The Mira is internally wired with Transparent cable and connected via Cardas rhodium posts.  Unlike Rockport’s top models, which are a built of a very costly carbon fiber, glass fiber, and epoxy composite, the Mira’s Danish-made enclosure is pure MDF. The front baffle is 3"-thick and the walls are 1"-thick. Seven individual braces lock the cabinet’s panels together, while at the same time creating separate acoustic chambers for each driver. The side-firing woofer housing has a 2"- thick panel for the driver mounting surface and is rear-vented, says Andy, “with deeply radiused edges to prevent port turbulence.” (Payor believes that a properly designed vented enclosure allows for both lower driver distortion and higher motor strength, and can couple to room boundaries as well as a sealed cabinets.)

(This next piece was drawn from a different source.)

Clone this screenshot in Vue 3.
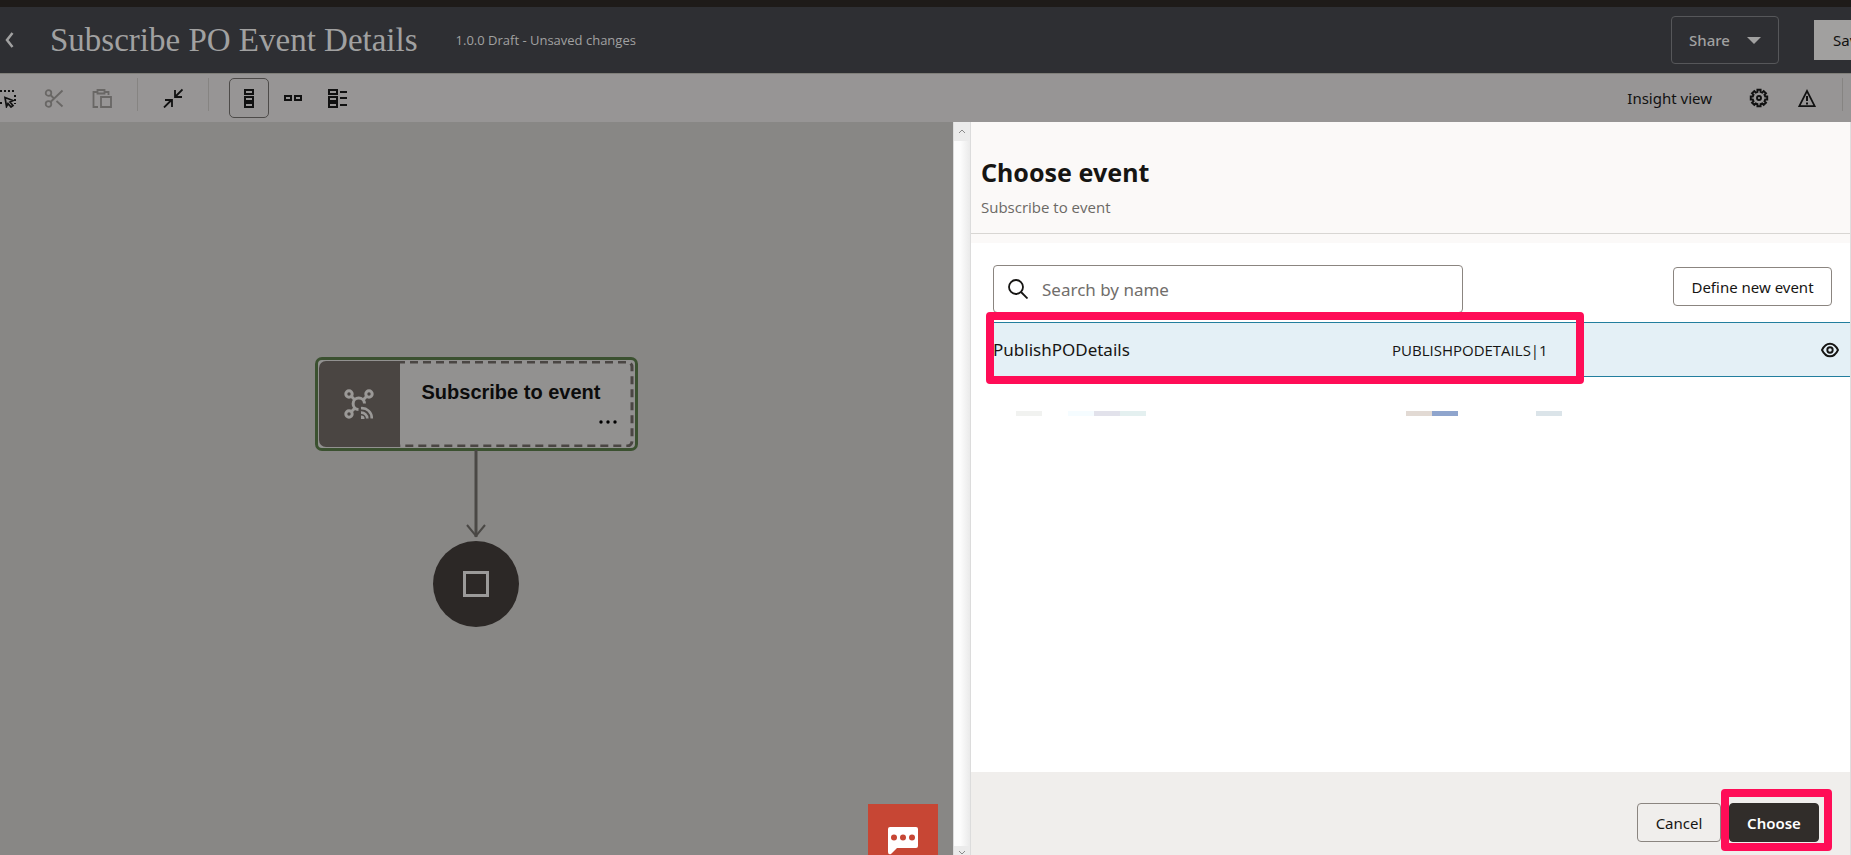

The front-driver baffle uses a laser-cut Steinway-felt insert to reduce reflections from the midrange and high-frequency drivers. Long-fiber wool is used to damp the midrange enclosure, and a mixture of anechoic wedge foam and polyster is found in the bass cabinet. Finally, the enclosure is finished in high-gloss piano black polyester, an eleven-step process performed by the same European company that finishes Steinway grands—ah, that piano thing again.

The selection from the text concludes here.